Poster Presentation 40th Annual Lorne Genome Conference 2019

Stemformatics: visualise and download curated stem cell data (#128)

Jarny Choi 1 , Chris M Pacheco 1 , Rowland Mosbergen 1 , Othmar Korn 2 , Tyrone Chen 1 , Isha Nagpal 1 , Steve Englart 1 , Paul W Angel 1 , Christine Wells 1
  1. The University of Melbourne, Parkville, VIC, Australia
  2. The University of Queensland, Brisbane, Queensland, Australia

Stemformatics is an established gene expression data portal containing over 420 public gene expression datasets derived from microarray, RNA sequencing and single cell profiling technologies. Initially developed for the stem cell community, it has a major focus on pluripotency, tissue stem cells, and staged differentiation. Stemformatics includes curated ‘collections’ of data relevant to cell reprogramming, as well as hematopoiesis and leukaemia. Rather than simply rehosting datasets as they appear in public repositories, Stemformatics uses a stringent set of quality control metrics and its own pipelines to process handpicked datasets from raw files. This means that about 30% of datasets processed by Stemformatics fail the quality control metrics and never make it to the portal, ensuring that Stemformatics data are of high quality and have been processed in a consistent manner.
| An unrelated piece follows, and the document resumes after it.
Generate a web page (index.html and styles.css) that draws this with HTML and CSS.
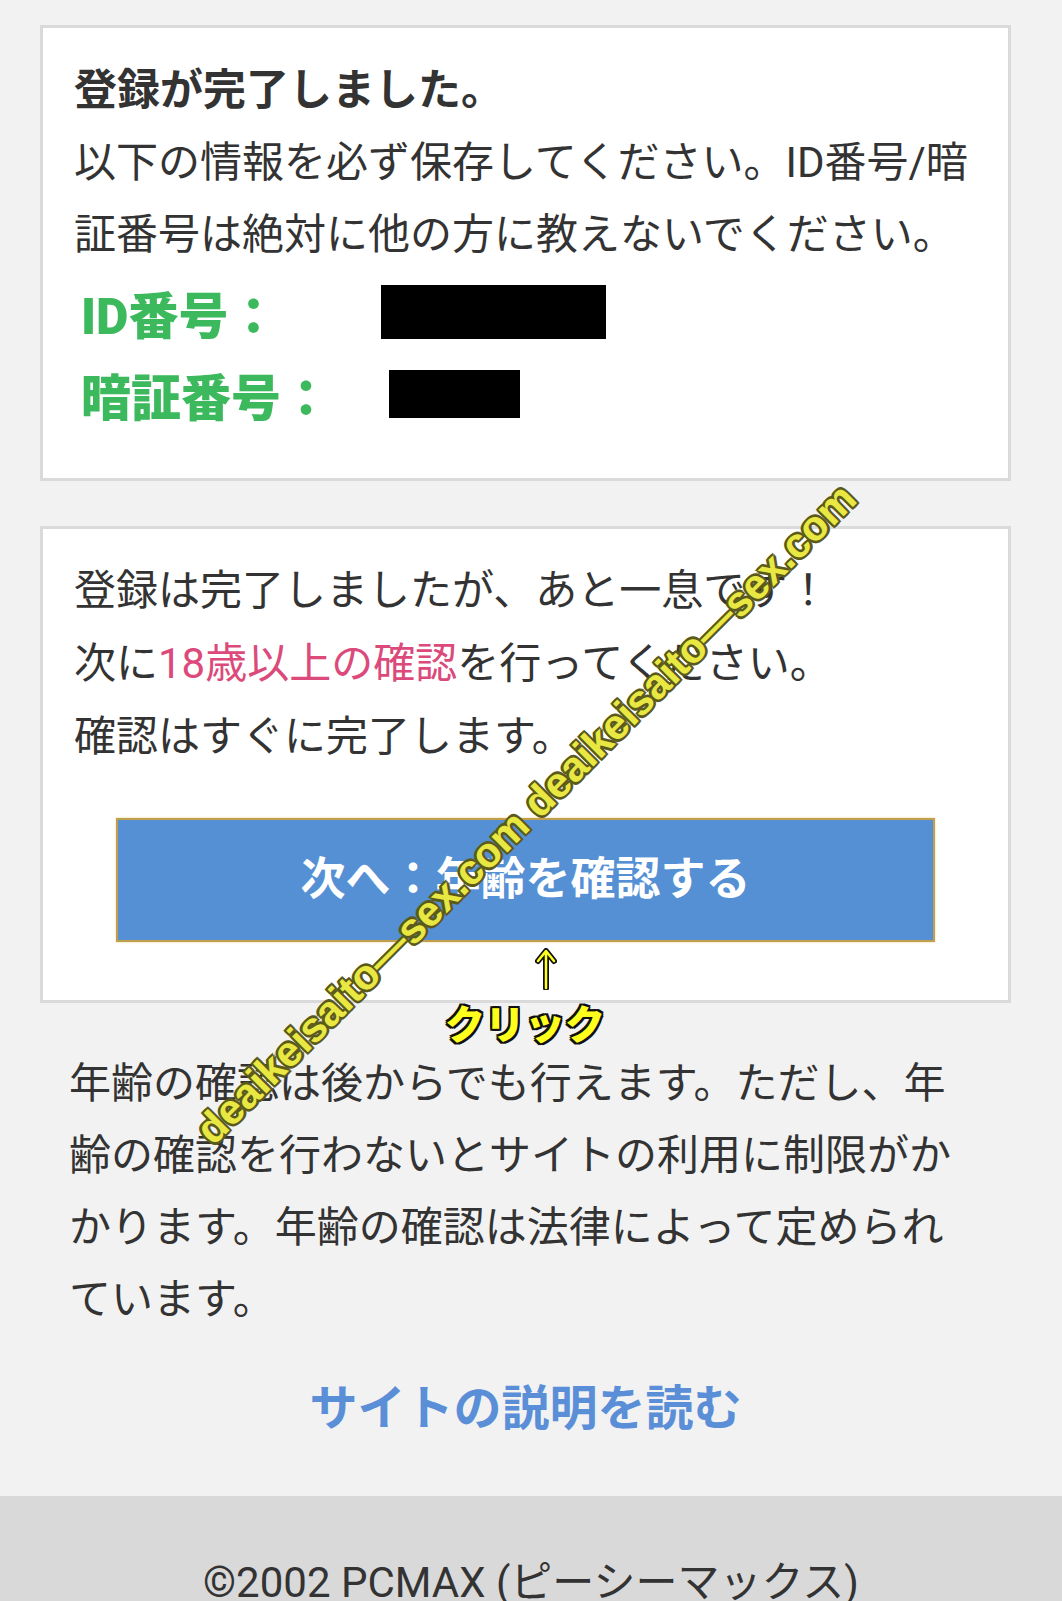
FILE: index.html
```html
<!DOCTYPE html>
<html lang="ja">
<head>
  <meta charset="UTF-8">
  <title>登録完了 | PCMAX</title>
  <meta name="viewport" content="width=device-width, initial-scale=1.0">
  <link rel="stylesheet" href="styles.css">
</head>
<body>

  <div class="page">
    <div class="box">
      <h1>登録が完了しました。</h1>
      <p class="text">以下の情報を必ず保存してください。ID番号/暗証番号は絶対に他の方に教えないでください。</p>
      <div class="info-row">
        <span class="label">ID番号：</span>
        <span class="mask mask-id"></span>
      </div>
      <div class="info-row">
        <span class="label">暗証番号：</span>
        <span class="mask mask-pin"></span>
      </div>
    </div>

    <div class="box box-next">
      <p class="text">登録は完了しましたが、あと一息です！<br>次に<span class="pink">18歳以上の確認</span>を行ってください。<br>確認はすぐに完了します。</p>
      <a class="btn" href="#">次へ：年齢を確認する</a>
    </div>

    <p class="note">年齢の確認は後からでも行えます。ただし、年齢の確認を行わないとサイトの利用に制限がかかります。年齢の確認は法律によって定められています。</p>

    <div class="more">
      <a href="#">サイトの説明を読む</a>
    </div>

    <!-- annotations drawn over the screenshot -->
    <svg class="mark-arrow" width="22" height="42" viewBox="0 0 22 42">
      <path d="M11 40V4M3 13L11 3L19 13" fill="none" stroke="#111" stroke-width="6" stroke-linecap="round" stroke-linejoin="round"/>
      <path d="M11 40V4M3 13L11 3L19 13" fill="none" stroke="#ffff1e" stroke-width="2.5" stroke-linecap="round" stroke-linejoin="round"/>
    </svg>
    <div class="mark-click">クリック</div>
    <div class="watermark"><span>deaikeisaito—sex.com</span> <span>deaikeisaito—sex.com</span></div>
  </div>

  <div class="footer">©2002 PCMAX (ピーシーマックス)</div>

</body>
</html>
```

FILE: styles.css
```css
body {
  margin: 0;
  background: #f2f2f2;
  font-family: Roboto, "Noto Sans CJK JP", sans-serif;
  color: #333;
}

.page {
  position: relative;
  padding: 25px 51px 40px 40px;
}

.box {
  background: #fff;
  border: 3px solid #dadada;
  padding: 25px 31px 43px;
}

.box h1 {
  margin: 0;
  font-size: 43px;
  line-height: 74px;
  font-weight: bold;
  color: #333;
}

.text {
  margin: 0;
  font-size: 42px;
  line-height: 72px;
}

.info-row {
  display: flex;
  align-items: center;
  height: 82px;
}

.label {
  width: 300px;
  padding-left: 7px;
  box-sizing: border-box;
  font-size: 50px;
  font-weight: 900;
  color: #3cb95c;
}

.mask {
  display: block;
  background: #000;
}

.mask-id {
  margin-left: 7px;
  width: 225px;
  height: 54px;
}

.mask-pin {
  margin-left: 15px;
  width: 131px;
  height: 48px;
}

.box-next {
  margin-top: 45px;
  padding-bottom: 58px;
}

.box-next .text {
  line-height: 73px;
}

.pink {
  color: #db4a7b;
}

.btn {
  display: block;
  box-sizing: border-box;
  width: 819px;
  height: 124px;
  margin: 45px auto 0;
  background: #5590d5;
  border: 2px solid #c29f4c;
  box-shadow: 0 0 2px #e6cf8c;
  color: #fff;
  font-size: 45px;
  font-weight: bold;
  line-height: 120px;
  text-align: center;
  text-decoration: none;
}

.note {
  margin: 45px 0 0;
  padding: 0 29px;
  font-size: 42px;
  line-height: 72px;
}

.more {
  margin-top: 37px;
  text-align: center;
  line-height: 72px;
}

.more a {
  font-size: 48px;
  font-weight: bold;
  color: #5a8fd8;
  text-decoration: none;
}

.footer {
  background: #d9d9d9;
  padding: 62px 0 40px;
  text-align: center;
  font-size: 42px;
  line-height: 50px;
  color: #333;
}

/* overlays */
.mark-arrow {
  position: absolute;
  left: 535px;
  top: 948px;
}

.mark-click {
  position: absolute;
  left: 445px;
  top: 1006px;
  width: 160px;
  text-align: center;
  font-size: 40px;
  line-height: 1;
  font-weight: 900;
  color: #ffff1e;
  text-shadow: -2px -2px 0 #111, 2px -2px 0 #111, -2px 2px 0 #111, 2px 2px 0 #111,
    0 -2px 0 #111, 0 2px 0 #111, -2px 0 0 #111, 2px 0 0 #111;
}

.watermark {
  position: absolute;
  left: 526px;
  top: 814px;
  transform: translate(-50%, -50%) rotate(-45deg);
  white-space: nowrap;
  font-family: "Liberation Sans", sans-serif;
  font-size: 42px;
  line-height: 1;
  font-weight: bold;
  color: #e9e842;
  text-shadow: -2px -2px 0 #5b5a1c, 2px -2px 0 #5b5a1c, -2px 2px 0 #5b5a1c, 2px 2px 0 #5b5a1c,
    0 -2px 0 #5b5a1c, 0 2px 0 #5b5a1c, -2px 0 0 #5b5a1c, 2px 0 0 #5b5a1c;
}
```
Stemformatics provides easy-to-use and intuitive tools for biologists to visually explore the data, including interactive gene expression profiles, principal component analysis plots and hierarchical clusters, among others. Users can also download multiple processed datasets autonomously, and this has the potential use for bioinformaticians who may require high quality datasets for method testing and validation. The addition of tools that facilitate cross-dataset comparisons provides users with snapshots of gene expression in multiple cell and tissues, assisting the identification of cell-type restricted genes, or potential housekeeping genes. We are also prototyping tools that can show integrated data, such as an integrated PCA of blood cells, which can serve as a reference for other datasets to be projected onto. Stemformatics is freely available at stemformatics.org.